Wednesday, December 17, 2025

Tech in modern warfare

 Modern warfare is being fundamentally reshaped. From Ukraine’s battlefields to China’s military reforms, it is clear that 21st-century conflicts are driven more by technological superiority than by sheer troop numbers. For India, with roughly 1.2 million active personnel, this shift presents both a challenge and a strategic opportunity.

Ukraine has emerged as a real-world laboratory for future warfare. The conflict shows how inexpensive technologies can neutralize traditional military advantages. Commercial drones costing a few hundred dollars have destroyed tanks worth millions, while AI-driven targeting, real-time satellite imagery, cyber warfare, and precision munitions have proven more decisive than massed infantry. Ukraine’s use of Starlink communications, crowdsourced intelligence, and AI-assisted artillery has demonstrated that smaller, networked units can outperform large conventional formations.

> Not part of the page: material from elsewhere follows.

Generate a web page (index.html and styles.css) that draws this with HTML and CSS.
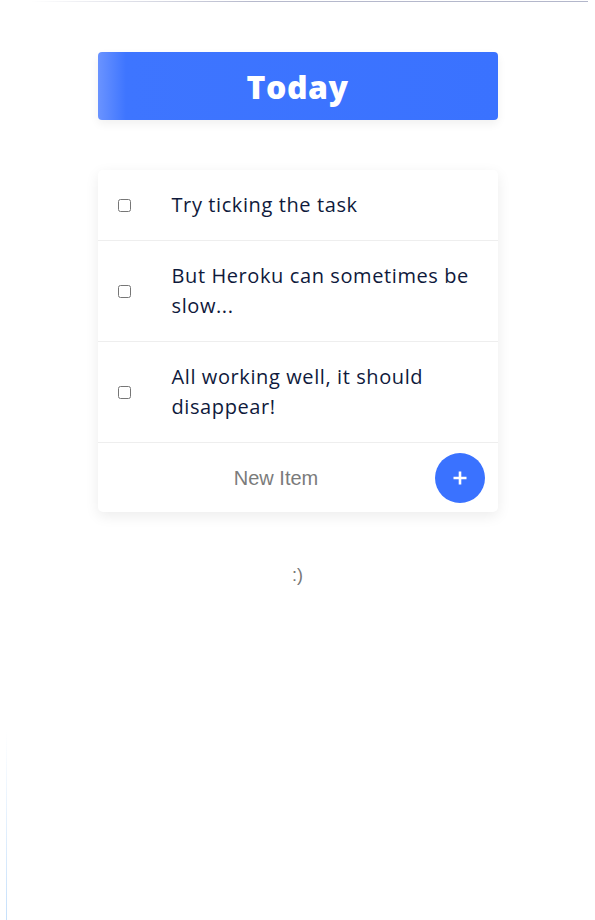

China offers a parallel case study in deliberate military transformation. In 2015, President Xi Jinping reduced the PLA by 300,000 troops—not as a sign of weakness, but to redirect resources toward advanced capabilities. Investment shifted to hypersonic missiles, stealth aircraft, cyber and space warfare, AI, autonomous systems, and advanced command structures. The creation of the PLA Strategic Support Force consolidated cyber, electronic, and space warfare, enabling China to build one of the world’s most technologically advanced militaries with fewer personnel.

By contrast, India’s armed forces remain largely structured around mid-20th-century doctrines. Personnel costs consume about 60% of the defense budget, leaving limited room for modernization, R&D, and emerging technologies. This creates a cycle where maintaining large forces crowds out investment in drones, AI, cyber capabilities, and space-based intelligence.

Reducing India’s army to around 700,000–800,000 personnel is not about weakening national security, but redefining it. Such a shift could free billions annually for force-multiplying technologies: drone warfare, cyber units, AI-enabled logistics and surveillance, missile defense, and autonomous border monitoring. Given India’s geography, sensors, UAVs, and satellites can often outperform large troop deployments, especially in remote and mountainous terrain.

Critics point to multiple hostile borders, deterrence concerns, and employment issues. However, modern deterrence increasingly comes from technological capability rather than numbers. Precision strike capacity, cyber resilience, and space assets often deter adversaries more effectively than infantry divisions. A phased 10–15 year transition, managed through attrition and retraining, could also shift employment toward higher-skill roles in defense technology and industry.

Future wars will be decided by information dominance, precision, and multi-domain operations—not by oversized conventional forces. As China accelerates modernization and Ukraine reveals the future of warfare, India cannot afford to remain anchored to outdated structures. The real question is not whether India should reform its force structure, but whether it can afford not to. In modern warfare, capability and intelligence increasingly outweigh numbers.